- [WHAT IS ASKED]: Work through the data line by line, gathering every line that has the word "screenshot".

- [THE INPUT]:
————

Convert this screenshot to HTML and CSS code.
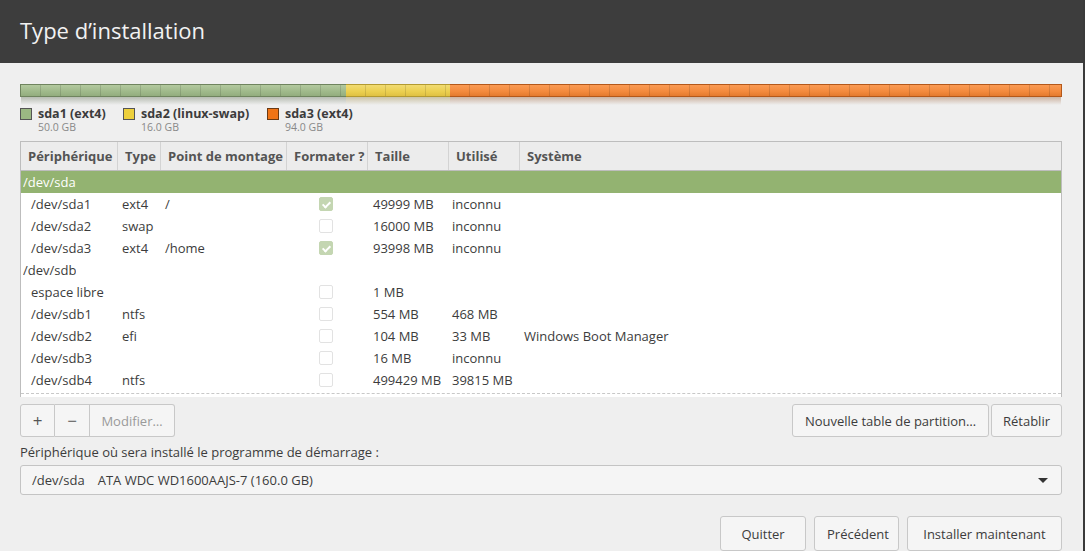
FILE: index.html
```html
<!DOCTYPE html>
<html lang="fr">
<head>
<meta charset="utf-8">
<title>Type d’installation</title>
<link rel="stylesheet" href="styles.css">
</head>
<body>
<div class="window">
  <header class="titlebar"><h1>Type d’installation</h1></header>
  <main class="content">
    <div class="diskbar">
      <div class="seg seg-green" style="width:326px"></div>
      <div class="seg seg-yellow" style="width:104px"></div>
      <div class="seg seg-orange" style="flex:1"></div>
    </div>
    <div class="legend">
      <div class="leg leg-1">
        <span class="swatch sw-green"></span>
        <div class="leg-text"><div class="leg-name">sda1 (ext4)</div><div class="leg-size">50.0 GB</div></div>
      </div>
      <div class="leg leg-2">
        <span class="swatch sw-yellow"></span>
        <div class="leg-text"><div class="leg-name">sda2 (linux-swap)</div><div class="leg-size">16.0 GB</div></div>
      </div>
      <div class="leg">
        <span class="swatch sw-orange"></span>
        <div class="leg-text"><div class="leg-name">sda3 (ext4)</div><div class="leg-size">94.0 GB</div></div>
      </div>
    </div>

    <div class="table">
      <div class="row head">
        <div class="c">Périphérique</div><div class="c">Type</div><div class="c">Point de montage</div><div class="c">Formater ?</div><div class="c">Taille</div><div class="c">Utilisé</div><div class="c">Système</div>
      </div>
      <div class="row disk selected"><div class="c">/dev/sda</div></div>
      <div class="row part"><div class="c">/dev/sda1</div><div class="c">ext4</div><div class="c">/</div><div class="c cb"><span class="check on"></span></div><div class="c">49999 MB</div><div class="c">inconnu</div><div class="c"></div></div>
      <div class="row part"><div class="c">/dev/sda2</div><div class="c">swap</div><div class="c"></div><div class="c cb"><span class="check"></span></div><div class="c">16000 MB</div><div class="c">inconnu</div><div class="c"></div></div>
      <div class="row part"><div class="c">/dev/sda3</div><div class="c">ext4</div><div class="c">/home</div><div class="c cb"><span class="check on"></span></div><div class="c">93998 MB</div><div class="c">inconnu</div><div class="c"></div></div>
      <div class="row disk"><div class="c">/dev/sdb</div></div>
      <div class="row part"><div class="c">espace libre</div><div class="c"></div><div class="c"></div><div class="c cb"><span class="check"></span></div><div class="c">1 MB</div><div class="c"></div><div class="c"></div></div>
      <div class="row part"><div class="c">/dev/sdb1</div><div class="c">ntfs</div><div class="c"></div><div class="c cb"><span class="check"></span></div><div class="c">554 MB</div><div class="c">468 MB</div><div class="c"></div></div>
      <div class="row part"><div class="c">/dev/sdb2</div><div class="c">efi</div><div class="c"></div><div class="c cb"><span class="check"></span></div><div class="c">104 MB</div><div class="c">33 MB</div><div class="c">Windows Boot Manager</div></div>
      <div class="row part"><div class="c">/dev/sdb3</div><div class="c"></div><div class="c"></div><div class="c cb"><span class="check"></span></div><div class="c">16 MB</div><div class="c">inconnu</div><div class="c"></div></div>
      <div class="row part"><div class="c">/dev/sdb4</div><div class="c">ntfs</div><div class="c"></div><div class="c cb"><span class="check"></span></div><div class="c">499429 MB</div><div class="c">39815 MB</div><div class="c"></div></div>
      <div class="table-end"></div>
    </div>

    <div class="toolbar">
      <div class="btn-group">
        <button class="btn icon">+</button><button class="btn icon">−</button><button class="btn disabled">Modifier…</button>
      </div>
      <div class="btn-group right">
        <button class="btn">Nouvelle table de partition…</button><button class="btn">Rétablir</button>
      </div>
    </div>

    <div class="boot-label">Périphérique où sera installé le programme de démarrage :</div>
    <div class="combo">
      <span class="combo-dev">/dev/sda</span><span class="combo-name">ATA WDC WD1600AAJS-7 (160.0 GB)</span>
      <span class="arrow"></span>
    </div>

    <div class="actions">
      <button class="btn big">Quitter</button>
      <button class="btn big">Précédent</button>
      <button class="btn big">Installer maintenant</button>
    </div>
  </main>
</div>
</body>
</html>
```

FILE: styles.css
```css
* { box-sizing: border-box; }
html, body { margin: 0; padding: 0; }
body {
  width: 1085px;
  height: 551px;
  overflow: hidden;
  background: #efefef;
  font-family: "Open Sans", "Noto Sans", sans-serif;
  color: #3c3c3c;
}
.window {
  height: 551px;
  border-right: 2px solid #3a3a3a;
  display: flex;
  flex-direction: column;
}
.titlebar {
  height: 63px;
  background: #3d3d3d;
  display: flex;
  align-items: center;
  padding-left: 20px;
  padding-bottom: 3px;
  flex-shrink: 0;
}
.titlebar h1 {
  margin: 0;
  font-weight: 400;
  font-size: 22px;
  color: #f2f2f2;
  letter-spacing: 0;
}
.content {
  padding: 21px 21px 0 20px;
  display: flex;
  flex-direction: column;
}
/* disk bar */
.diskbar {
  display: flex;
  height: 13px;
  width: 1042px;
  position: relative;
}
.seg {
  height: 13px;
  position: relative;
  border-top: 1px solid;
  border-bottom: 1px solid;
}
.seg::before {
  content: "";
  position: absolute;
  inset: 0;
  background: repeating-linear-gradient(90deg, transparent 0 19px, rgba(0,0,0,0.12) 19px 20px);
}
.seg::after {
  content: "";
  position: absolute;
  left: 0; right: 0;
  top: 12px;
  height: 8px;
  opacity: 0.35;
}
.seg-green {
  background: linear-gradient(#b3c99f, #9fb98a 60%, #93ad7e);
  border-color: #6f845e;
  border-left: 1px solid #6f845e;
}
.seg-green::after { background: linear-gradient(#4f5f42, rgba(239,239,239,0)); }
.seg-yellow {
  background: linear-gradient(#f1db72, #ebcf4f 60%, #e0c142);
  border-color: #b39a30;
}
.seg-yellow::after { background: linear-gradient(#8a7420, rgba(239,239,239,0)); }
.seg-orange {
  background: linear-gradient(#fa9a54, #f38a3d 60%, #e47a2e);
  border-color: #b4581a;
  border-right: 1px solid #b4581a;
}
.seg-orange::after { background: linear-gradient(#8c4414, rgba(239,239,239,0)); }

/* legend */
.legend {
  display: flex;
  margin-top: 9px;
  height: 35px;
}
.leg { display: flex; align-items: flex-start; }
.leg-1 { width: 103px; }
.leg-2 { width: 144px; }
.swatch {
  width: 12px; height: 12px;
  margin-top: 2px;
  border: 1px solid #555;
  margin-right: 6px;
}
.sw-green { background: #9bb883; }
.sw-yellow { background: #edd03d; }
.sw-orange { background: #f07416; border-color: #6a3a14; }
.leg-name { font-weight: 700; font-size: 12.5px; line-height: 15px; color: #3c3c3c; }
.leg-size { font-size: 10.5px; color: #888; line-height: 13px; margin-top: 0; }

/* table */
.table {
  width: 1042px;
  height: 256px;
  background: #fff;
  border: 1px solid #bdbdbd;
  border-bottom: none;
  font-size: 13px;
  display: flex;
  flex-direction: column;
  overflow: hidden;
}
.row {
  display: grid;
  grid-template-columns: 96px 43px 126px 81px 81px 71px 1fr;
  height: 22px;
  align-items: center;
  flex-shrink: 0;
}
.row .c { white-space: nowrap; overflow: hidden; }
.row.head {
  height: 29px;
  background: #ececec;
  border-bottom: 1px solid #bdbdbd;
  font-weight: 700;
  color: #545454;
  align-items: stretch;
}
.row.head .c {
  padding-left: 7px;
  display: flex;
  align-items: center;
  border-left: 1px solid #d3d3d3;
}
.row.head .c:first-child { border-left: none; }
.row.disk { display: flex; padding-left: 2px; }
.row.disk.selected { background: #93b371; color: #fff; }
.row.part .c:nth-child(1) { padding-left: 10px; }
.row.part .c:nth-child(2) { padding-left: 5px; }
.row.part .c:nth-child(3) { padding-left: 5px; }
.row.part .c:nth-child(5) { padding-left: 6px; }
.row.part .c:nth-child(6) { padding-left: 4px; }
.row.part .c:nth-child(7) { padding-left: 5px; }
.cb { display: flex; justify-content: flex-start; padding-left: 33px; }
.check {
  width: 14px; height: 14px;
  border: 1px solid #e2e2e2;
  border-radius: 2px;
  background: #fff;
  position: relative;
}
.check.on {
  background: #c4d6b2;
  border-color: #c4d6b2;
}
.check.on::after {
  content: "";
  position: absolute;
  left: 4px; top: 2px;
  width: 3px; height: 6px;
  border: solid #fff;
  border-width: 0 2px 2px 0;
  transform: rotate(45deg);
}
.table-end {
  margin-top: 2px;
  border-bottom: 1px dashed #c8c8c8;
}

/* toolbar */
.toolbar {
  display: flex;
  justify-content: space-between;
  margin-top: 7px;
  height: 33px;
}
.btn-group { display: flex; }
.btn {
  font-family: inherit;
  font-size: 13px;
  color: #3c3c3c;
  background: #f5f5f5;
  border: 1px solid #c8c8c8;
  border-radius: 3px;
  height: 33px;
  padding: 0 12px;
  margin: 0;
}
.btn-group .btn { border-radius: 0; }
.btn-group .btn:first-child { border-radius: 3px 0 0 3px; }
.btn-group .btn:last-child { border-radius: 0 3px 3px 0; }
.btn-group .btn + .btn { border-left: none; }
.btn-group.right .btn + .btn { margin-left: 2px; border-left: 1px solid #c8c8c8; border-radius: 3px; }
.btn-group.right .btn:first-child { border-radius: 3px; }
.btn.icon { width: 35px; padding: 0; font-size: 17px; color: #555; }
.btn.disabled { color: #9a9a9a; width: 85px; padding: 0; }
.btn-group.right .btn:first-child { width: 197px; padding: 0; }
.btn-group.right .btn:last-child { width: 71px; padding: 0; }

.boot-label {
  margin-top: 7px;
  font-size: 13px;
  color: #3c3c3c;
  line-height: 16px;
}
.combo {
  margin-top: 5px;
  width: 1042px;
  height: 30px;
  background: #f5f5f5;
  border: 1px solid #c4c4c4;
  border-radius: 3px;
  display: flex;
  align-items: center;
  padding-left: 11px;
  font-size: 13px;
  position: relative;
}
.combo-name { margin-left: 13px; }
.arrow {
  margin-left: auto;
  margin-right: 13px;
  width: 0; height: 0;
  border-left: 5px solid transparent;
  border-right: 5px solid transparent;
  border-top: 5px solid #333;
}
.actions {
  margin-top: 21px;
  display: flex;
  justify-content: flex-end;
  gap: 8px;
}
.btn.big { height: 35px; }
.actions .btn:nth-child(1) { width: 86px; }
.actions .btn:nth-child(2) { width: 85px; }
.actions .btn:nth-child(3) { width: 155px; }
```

————

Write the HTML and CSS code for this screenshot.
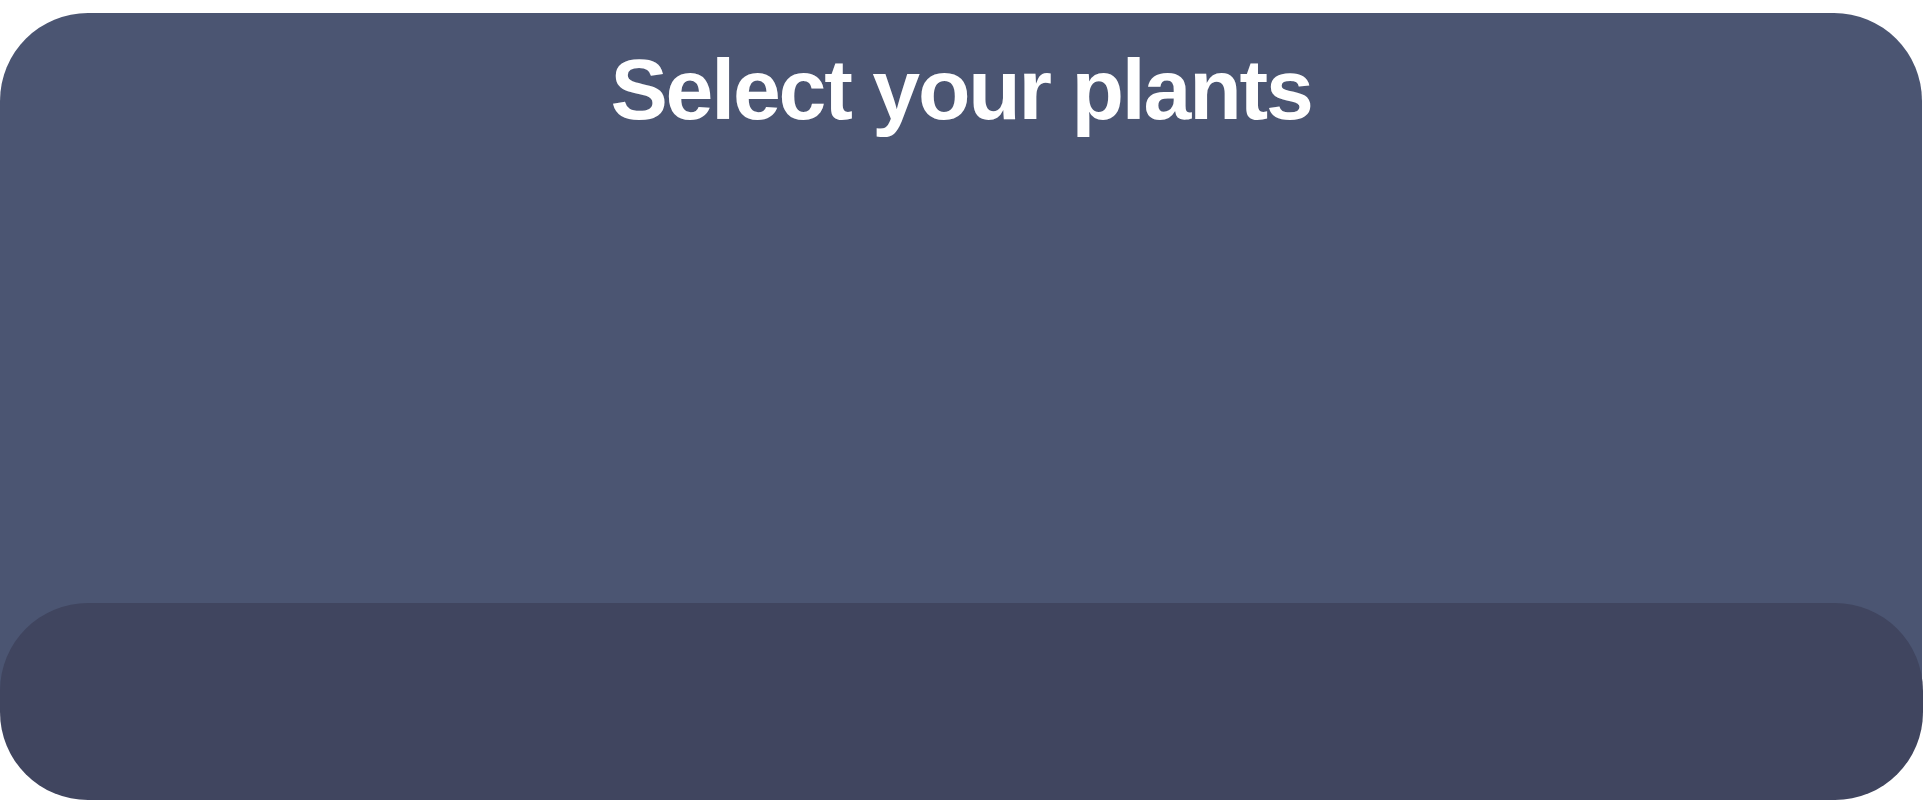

————

- [RESPONSE TO THIS EXERCISE]:
Convert this screenshot to HTML and CSS code.
Write the HTML and CSS code for this screenshot.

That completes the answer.